Nestas décadas as formas de convívio muito foram mudando. Nesse entretanto o bairro envelheceu, e nisso empobreceu. Os indígenas partiram, em múltiplas direcções. Novas levas de habitantes foram chegando, muito menos atreitas ao "estarmos juntos" e encapsuladas pelos efeitos do paradigma "centro comercial" que se instalou. Como é óbvio, o espectro de "cafés" foi-se atrofiando e os ambientes respectivos unificaram-se, no primado de uma rudeza vigente, atrofiadora de qualquer vislumbre de tertúlia.
 
A tudo isso foi resistindo o "Arcadas", como o comprovei quando regressei aos Olivais, 25 anos depois de ter partido. Ainda albergando a terceira idade original e, mais do que tudo, ponto de encontro da nossa "Velha Guarda" quando em visita ao bairro. Ali havia uma boa "imperial". E um bom ambiente: gente educada e gentil no serviço - uma tradição de décadas que unia as gerências que lhe conheci -, que assim moldava (e filtrava) a clientela. E onde encontrava eu amigos e (ex-)vizinhos que vêm da primária, do liceu, da adolescência. E também da juventude adulta. E até, imagine-se, feitos nesta era cinquentenária. Ali se falava de quase tudo: talvez não de Kierkegaard mas decerto que de Babel ou Steiner... De trabalho, do ânimo - nosso e dos outros-, de política, de futebol, da saúde própria e alheia, do rame-rame, dos nossos queridos, de gastronomia e culinária, de livros, das memórias e até ainda dos anseios, e (hélas, já não) de mulheres. E durante tudo isso bebia-se..
 
Há dois anos o casal proprietário entendeu, merecidamente, ter chegado o momento da reforma e trespassou o café.

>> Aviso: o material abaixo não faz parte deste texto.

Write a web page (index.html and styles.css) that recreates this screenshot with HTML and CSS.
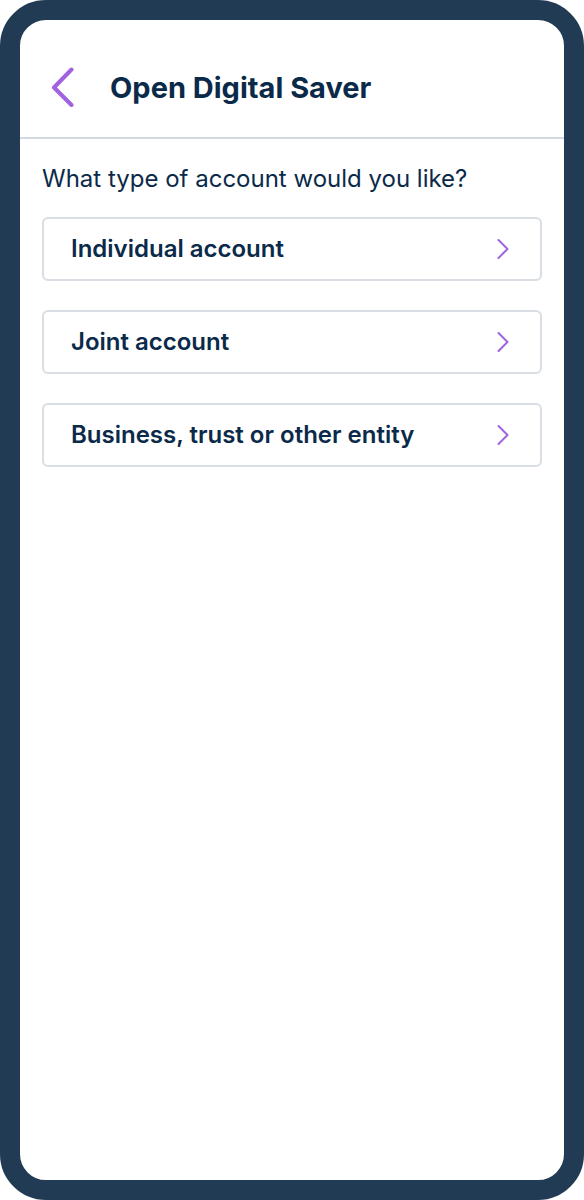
FILE: index.html
```html
<!DOCTYPE html>
<html lang="en">
<head>
<meta charset="utf-8">
<meta name="viewport" content="width=device-width, initial-scale=1">
<title>Open Digital Saver</title>
<link rel="stylesheet" href="styles.css">
</head>
<body>
<div class="device">
  <header class="topbar">
    <button class="back" type="button" aria-label="Back">
      <svg class="back-icon" viewBox="0 0 24 42" width="24" height="42" aria-hidden="true"><path d="M21.5 3.5 4 21.5 21.5 39"/></svg>
    </button>
    <h1 class="title">Open Digital Saver</h1>
  </header>
  <main class="content">
    <h2 class="question">What type of account would you like?</h2>
    <div class="options">
      <button class="option" type="button">
        <span>Individual account</span>
        <svg class="chevron" viewBox="0 0 14 22" width="14" height="22" aria-hidden="true"><path d="M2.500 2 11.500 11 2.500 20"/></svg>
      </button>
      <button class="option" type="button">
        <span>Joint account</span>
        <svg class="chevron" viewBox="0 0 14 22" width="14" height="22" aria-hidden="true"><path d="M2.500 2 11.500 11 2.500 20"/></svg>
      </button>
      <button class="option" type="button">
        <span>Business, trust or other entity</span>
        <svg class="chevron" viewBox="0 0 14 22" width="14" height="22" aria-hidden="true"><path d="M2.500 2 11.500 11 2.500 20"/></svg>
      </button>
    </div>
  </main>
</div>
</body>
</html>
```
FILE: styles.css
```css
* {
  box-sizing: border-box;
}

body {
  margin: 0;
  background: #fff;
  color: #0b2a4a;
  font-family: Inter, "Liberation Sans", sans-serif;
}

.device {
  min-height: 100vh;
  border: 20px solid #223b54;
  border-radius: 46px;
  background: #fff;
}

.topbar {
  display: flex;
  align-items: center;
  gap: 36px;
  padding: 46px 30px 29px;
  border-bottom: 2px solid #d3d9e0;
}

.back {
  display: flex;
  padding: 0;
  border: 0;
  background: none;
}

.back-icon,
.chevron {
  flex: none;
  fill: none;
  stroke: #a062e0;
  stroke-linecap: round;
  stroke-linejoin: round;
}

.back-icon {
  stroke-width: 4;
}

.chevron {
  stroke-width: 2;
}

.title {
  margin: 0;
  padding-top: 2px;
  font-size: 29px;
  font-weight: 700;
  line-height: 40px;
}

.content {
  padding: 22px;
}

.question {
  margin: 0 0 20px;
  font-size: 24px;
  font-weight: 400;
  line-height: 36px;
}

.options {
  display: grid;
  gap: 29px;
}

.option {
  display: flex;
  align-items: center;
  justify-content: space-between;
  width: 100%;
  padding: 13px 30px 13px 27px;
  border: 2px solid #d9dee4;
  border-radius: 6px;
  background: #fff;
  color: inherit;
  font: 600 24px/34px Inter, "Liberation Sans", sans-serif;
  text-align: left;
}
```
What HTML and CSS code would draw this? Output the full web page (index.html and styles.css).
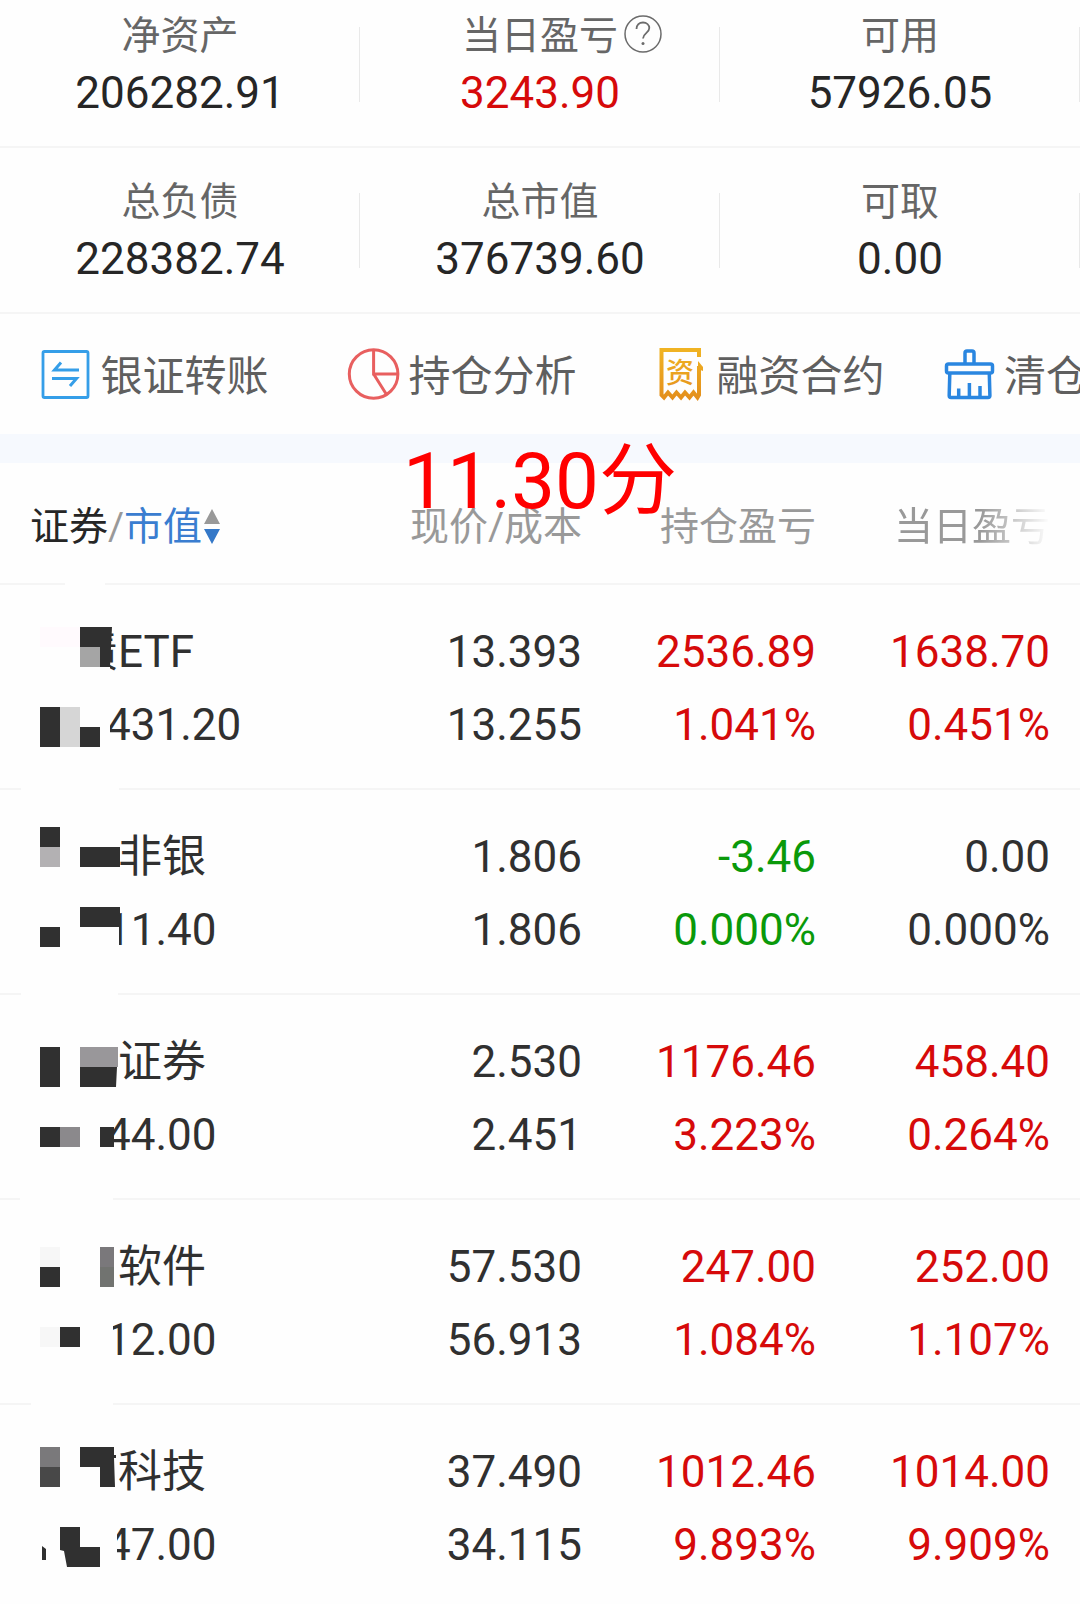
FILE: index.html
```html
<!DOCTYPE html>
<html lang="zh-CN">

<head>
    <meta charset="UTF-8">
    <meta name="viewport" content="width=device-width, initial-scale=1">
    <title>信用持仓</title>
    <link rel="stylesheet" href="styles.css">
</head>

<body>
    <dl class="summary">
        <div class="summary-item">
            <dt>净资产</dt>
            <dd>206282.91</dd>
        </div>
        <div class="summary-item">
            <dt>
                <span class="with-help">当日盈亏
                    <button class="help" aria-label="说明">
                        <svg width="38" height="38" viewBox="0 0 38 38" fill="none" stroke="#6b6b6b">
                            <circle cx="19" cy="19" r="18" stroke-width="1.5" />
                            <path d="M12.5 14c0-4.200 2.800-6.500 6.500-6.500s6.300 2.300 6.300 5.600c0 5-6.300 5.200-6.300 10.400" stroke-width="1.800" />
                            <circle cx="19" cy="28.500" r="1.500" fill="#6b6b6b" stroke="none" />
                        </svg>
                    </button>
                </span>
            </dt>
            <dd class="up">3243.90</dd>
        </div>
        <div class="summary-item">
            <dt>可用</dt>
            <dd>57926.05</dd>
        </div>
        <div class="summary-item">
            <dt>总负债</dt>
            <dd>228382.74</dd>
        </div>
        <div class="summary-item">
            <dt>总市值</dt>
            <dd>376739.60</dd>
        </div>
        <div class="summary-item">
            <dt>可取</dt>
            <dd>0.00</dd>
        </div>
    </dl>

    <nav class="tools">
        <button class="tool">
            <svg class="tool-icon" viewBox="0 0 50 50" fill="none" stroke="#359ee8">
                <rect x="2" y="1.500" width="45" height="46" rx="1.500" stroke-width="2.800" />
                <path d="M38 20H13.500L20 12.500M11 28.500H35.500L29 36" stroke-width="3" />
            </svg>
            银证转账
        </button>
        <button class="tool">
            <svg class="tool-icon" viewBox="0 0 50 50" fill="none" stroke="#e85f5f" stroke-width="3">
                <circle cx="24.600" cy="24" r="24.300" />
                <path d="M24.600 0V24H49M24.600 24L37.500 44.500" />
            </svg>
            持仓分析
        </button>
        <button class="tool">
            <svg class="tool-icon" viewBox="0 0 50 50">
                <defs>
                    <linearGradient id="gold" gradientUnits="userSpaceOnUse" x1="0" y1="0" x2="0" y2="50">
                        <stop offset="0" stop-color="#f0b323" />
                        <stop offset="1" stop-color="#e38e1c" />
                    </linearGradient>
                </defs>
                <path d="M42 7V0H4.500V45L7 47.500L11 42.500L15.500 47.500L19.500 42.500L24 47.500L28 42.500L32.500 47.500L36.500 42.500L40.500 47.500L42 45V16" fill="none" stroke="url(#gold)" stroke-width="4" />
                <path d="M41 11L46 17V21L41 19Z" fill="url(#gold)" />
                <text class="icon-text" x="23" y="33" text-anchor="middle" fill="url(#gold)">资</text>
            </svg>
            融资合约
        </button>
        <button class="tool">
            <svg class="tool-icon" viewBox="0 0 50 50" fill="none" stroke="#2a86e0" stroke-width="3.500">
                <path d="M20 13V3Q20 1 22 1H27Q29 1 29 3V13" />
                <rect x="1.500" y="14" width="46" height="9" rx="2" />
                <path d="M4.800 23.500L4.200 45.500Q4.200 47.500 6 47.500H43Q45 47.500 44.900 45.500L44.300 23.500" />
                <path d="M13.700 47V38.500M24.400 47V33M35 47V36" />
            </svg>
            清仓
        </button>
    </nav>

    <div class="band">
        <p class="note">11.30分</p>
    </div>

    <table class="holdings">
        <colgroup>
            <col>
            <col class="col-num">
            <col class="col-num">
            <col class="col-last">
        </colgroup>
        <thead>
            <tr>
                <th class="name">
                    <button class="sort">
                        <span class="dark">证券</span>/<span class="active">市值</span>
                        <svg width="16" height="36" viewBox="0 0 16 36">
                            <path d="M8 0L16 15H0Z" fill="#999" />
                            <path d="M8 35L16 20H0Z" fill="#3478c8" />
                        </svg>
                    </button>
                </th>
                <th>现价/成本</th>
                <th>持仓盈亏</th>
                <th><span class="fade">当日盈亏</span></th>
            </tr>
        </thead>
        <tbody>
            <tr>
                <td class="name">
                    <div class="stock">债ETF</div>
                    <div class="worth">431.20</div>
                    <svg class="mosaic" width="120" height="205" viewBox="0 0 120 205" fill="#303030">
                        <path d="M65-3H105V0H65ZM21 202H119V205H21ZM70 35H80V90H70ZM80 82H110V92H80ZM100 118H110V165H100Z" fill="#fefefe" />
                        <path d="M40 42H80V62H40Z" fill="#fffafd" />
                        <path d="M80 42H112L110 82H80Z" />
                        <path d="M80 62H100V82H80Z" fill="#a5a5a5" />
                        <path d="M40 122H60V162H40ZM80 142H100V162H80Z" />
                        <path d="M60 122H80V162H60Z" fill="#d6d6d6" />
                    </svg>
                </td>
                <td>
                    <div>13.393</div>
                    <div>13.255</div>
                </td>
                <td class="up">
                    <div>2536.89</div>
                    <div>1.041%</div>
                </td>
                <td class="up">
                    <div>1638.70</div>
                    <div>0.451%</div>
                </td>
            </tr>
            <tr>
                <td class="name">
                    <div class="stock indent">非银</div>
                    <div class="worth">11.40</div>
                    <svg class="mosaic" width="120" height="205" viewBox="0 0 120 205" fill="#303030">
                        <path d="M21 202H118V205H21ZM100 115H119V165H100Z" fill="#fefefe" />
                        <path d="M40 37H60V57H40ZM80 57H120V77H80ZM80 117H120V137H80ZM40 137H60V157H40Z" />
                        <path d="M40 57H60V77H40Z" fill="#b3b1b3" />
                    </svg>
                </td>
                <td>
                    <div>1.806</div>
                    <div>1.806</div>
                </td>
                <td class="down">
                    <div>-3.46</div>
                    <div>0.000%</div>
                </td>
                <td>
                    <div>0.00</div>
                    <div>0.000%</div>
                </td>
            </tr>
            <tr>
                <td class="name">
                    <div class="stock indent">证券</div>
                    <div class="worth">44.00</div>
                    <svg class="mosaic" width="120" height="205" viewBox="0 0 120 205" fill="#303030">
                        <path d="M20 202H113V205H20ZM100 115H113V165H100Z" fill="#fefefe" />
                        <path d="M40 52H60V92H40ZM80 72H117L116 92H80ZM40 132H60V152H40ZM100 132H114V152H100Z" />
                        <path d="M80 52H118V72H80Z" fill="#99979a" />
                        <path d="M60 132H80V152H60Z" fill="#8b898c" />
                    </svg>
                </td>
                <td>
                    <div>2.530</div>
                    <div>2.451</div>
                </td>
                <td class="up">
                    <div>1176.46</div>
                    <div>3.223%</div>
                </td>
                <td class="up">
                    <div>458.40</div>
                    <div>0.264%</div>
                </td>
            </tr>
            <tr>
                <td class="name">
                    <div class="stock indent">软件</div>
                    <div class="worth">12.00</div>
                    <svg class="mosaic" width="120" height="205" viewBox="0 0 120 205" fill="#303030">
                        <path d="M31 202H113V205H31ZM100 115H113V165H100Z" fill="#fefefe" />
                        <path d="M40 67H60V87H40ZM60 127H80V147H60Z" />
                        <path d="M40 47H60V67H40ZM40 127H60V147H40Z" fill="#f7f7f7" />
                        <path d="M100 47H114V67H100Z" fill="#7a787b" />
                        <path d="M100 67H114V87H100Z" fill="#717370" />
                    </svg>
                </td>
                <td>
                    <div>57.530</div>
                    <div>56.913</div>
                </td>
                <td class="up">
                    <div>247.00</div>
                    <div>1.084%</div>
                </td>
                <td class="up">
                    <div>252.00</div>
                    <div>1.107%</div>
                </td>
            </tr>
            <tr>
                <td class="name">
                    <div class="stock indent">科技</div>
                    <div class="worth">47.00</div>
                    <svg class="mosaic" width="120" height="199" viewBox="0 0 120 199" fill="#303030">
                        <path d="M100 115H117V165H100Z" fill="#fefefe" />
                        <path d="M80 42H114V50H116V53H114L115 82H100V62H80ZM60 122H80V142H100V162H67L64 146L60 145ZM42 141L46 144V155H42Z" />
                        <path d="M40 42H60V62H40Z" fill="#7a797b" />
                        <path d="M40 62H60V82H40Z" fill="#484848" />
                    </svg>
                </td>
                <td>
                    <div>37.490</div>
                    <div>34.115</div>
                </td>
                <td class="up">
                    <div>1012.46</div>
                    <div>9.893%</div>
                </td>
                <td class="up">
                    <div>1014.00</div>
                    <div>9.909%</div>
                </td>
            </tr>
        </tbody>
    </table>
</body>

</html>
```
FILE: styles.css
```css
body {
    margin: 0;
    background-color: #fefefe;
    color: #303030;
    font-family: Roboto, "Noto Sans CJK SC", sans-serif;
    overflow-x: hidden;
}

button {
    padding: 0;
    border: none;
    background: none;
    color: inherit;
    font: inherit;
    cursor: pointer;
}

svg {
    display: block;
    overflow: visible;
}

.up {
    color: #d60a0a;
}

.down {
    color: #0a990a;
}

/* account summary, top row partly scrolled away */
.summary {
    display: grid;
    grid-template-columns: repeat(3, 1fr);
    margin: -18px 0 0;
    text-align: center;
}

.summary-item {
    padding: 34px 0 16px;
    border-bottom: 2px solid #f5f5f5;
    background: linear-gradient(#e9e9e9, #e9e9e9) no-repeat right 45px / 1px 75px;
}

.summary dt {
    color: #666;
    font-size: 39px;
    line-height: 40px;
}

.summary dd {
    margin: 0;
    font-size: 44px;
    line-height: 74px;
}

.summary dd:not(.up) {
    color: #262626;
}

.with-help {
    position: relative;
}

.help {
    position: absolute;
    left: 100%;
    top: 2px;
    margin-left: 6px;
}

/* shortcuts */
.tools {
    display: flex;
    height: 120px;
    padding-left: 1px;
    overflow: hidden;
}

.tool {
    display: flex;
    flex: 0 0 308px;
    justify-content: center;
    align-items: center;
    gap: 9px;
    padding-top: 6px;
    color: #5f5f5f;
    font-size: 42px;
    line-height: 60px;
    white-space: nowrap;
}

.tool:last-child {
    justify-content: flex-start;
    padding-left: 20px;
}

.tool-icon {
    width: 50px;
    height: 50px;
    margin-bottom: 4px;
}

.icon-text {
    font-size: 28px;
    font-weight: 500;
}

.band {
    position: relative;
    height: 29px;
    background-color: #f6f9fe;
}

.note {
    position: absolute;
    left: 50%;
    top: 3px;
    margin: 0;
    transform: translateX(-50%);
    color: #f00;
    font-size: 78px;
    line-height: 90px;
    white-space: nowrap;
}

/* holdings */
.holdings {
    width: 100%;
    table-layout: fixed;
    border-spacing: 0;
    text-align: right;
}

.col-num {
    width: 234px;
}

.col-last {
    width: 264px;
}

.holdings th {
    padding: 34px 0 26px;
    border-bottom: 2px solid #f5f5f5;
    color: #999;
    font-size: 39px;
    font-weight: normal;
    line-height: 60px;
    text-align: right;
    white-space: nowrap;
}

.holdings td {
    padding: 31px 0 26px;
    border-bottom: 2px solid #f5f5f5;
    font-size: 44px;
    line-height: 73px;
}

.holdings th:last-child,
.holdings td:last-child {
    padding-right: 30px;
}

.holdings tbody tr:last-child td {
    padding-bottom: 22px;
    border-bottom: none;
}

.holdings .name {
    position: relative;
    padding-left: 30px;
    text-align: left;
}

.sort {
    display: flex;
    align-items: center;
}

.sort svg {
    margin-left: 2px;
}

.dark {
    color: #262626;
}

.active {
    color: #3a7dd0;
}

.fade {
    -webkit-mask-image: linear-gradient(to right, #000 55%, transparent 100%);
    mask-image: linear-gradient(to right, #000 55%, transparent 100%);
}

.stock {
    padding-left: 44px;
}

.stock.indent {
    padding-left: 88px;
}

.worth {
    padding-left: 76px;
}

.mosaic {
    position: absolute;
    left: 0;
    top: 0;
}
```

Passado a uma dessas "cadeias". O descalabro foi imediato. E ficou o bairro completamente desprovido de uma esplanada com um mínimo de elegância, nisso indutora de convívio apetecível, de ponto de encontro.
 
Enfim, agora, dois anos depois, hoje mesmo, o (Senhor) João e a (Dona) Júlia reabrem o café, a por tantos de nós, habitantes e ex-habitantes, ansiada Pastelaria "Nova Arcadas". De lá um amigo logo me enviou um efusivo "Já abriu!!!" com esta fotografia. Eu estou alhures, em nenhures. Mas exulto, e amanhã aproximar-me-ei do Trancão, irei ali à cidade do Lobito, para um imperial ou até mais. Espero uma mesa composta. Apaziguada até, pela felicidade de nos podermos encontrar no nosso sítio. Aprazível. E com aquele leve travo, tão precioso, da alguma elegância. Apenas a q.b., sem ademanes. Como sempre ali foi.